According to Fraser Nelson, the Spectator editor, “make a documentary about poverty in Uganda and you could win an award. Look at problems in Britain and you’re reported for thought crime.”

The series and the issues it raises have also been discussed by politicians, with Work and Pensions Secretary Iain Duncan Smith stating that it had “shocked” the public and suggesting that a cap on welfare limits could be reduced from the £26,000 where it currently stands. This is known to be an interest of Chancellor George Osborne, and the fact that a television series is setting the agenda is concerning, albeit convenient.

Predominantly, the fears being echoed and amplified thanks to the coverage afforded this documentary series are based on striking misconceptions about the reality of the situation. It is true, as Nelson suggests, that a person who works would have to be earning £35,000 before tax to make the £26,000 received by those on the upper extreme of the benefits scale. However, the British public is apparently simply misinformed.

An Ipsos MORI poll revealed in 2013 that most Brits believe that £24 per £100 is lost through fraudulent claims, while in truth the actual amount is 70p.

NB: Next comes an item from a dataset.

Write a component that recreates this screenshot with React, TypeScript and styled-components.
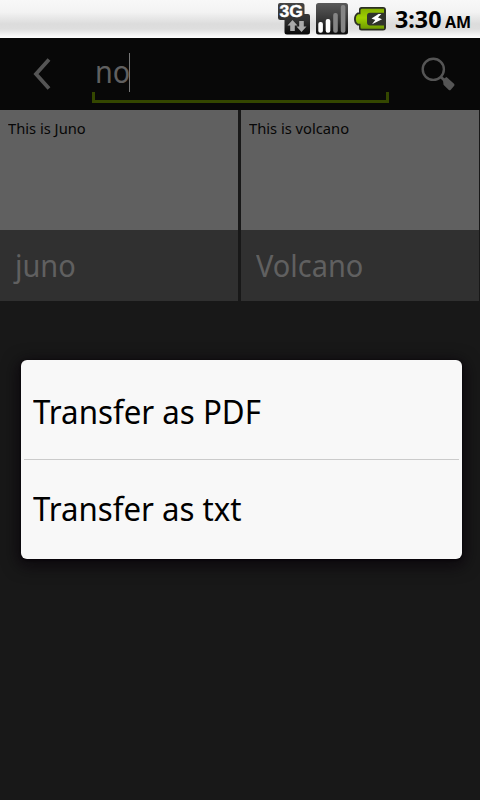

Likewise, the same poll showed that a third of those surveyed believed capping benefits at lower than £26,000 would save more money than increasing the pension age, but in reality, this would only save £290 million — compared with £5 billion for raising pension age to 66.

Perhaps this is the most useful result of Benefits Street: not the behaviour that it presents, but that which it provokes. The lurch to outrage either for or against the documentary essentially undermines a debate or discussion which should be had about how the country is managing its assistance to those who need it most. The laziness of the series, its supporters and critics should not obscure how important this is.

Channel 4 should be congratulated for being brave enough to show this documentary, forcing people to sit up and pay attention — and condemned for not making it better. Poverty porn is demeaning for all who participate.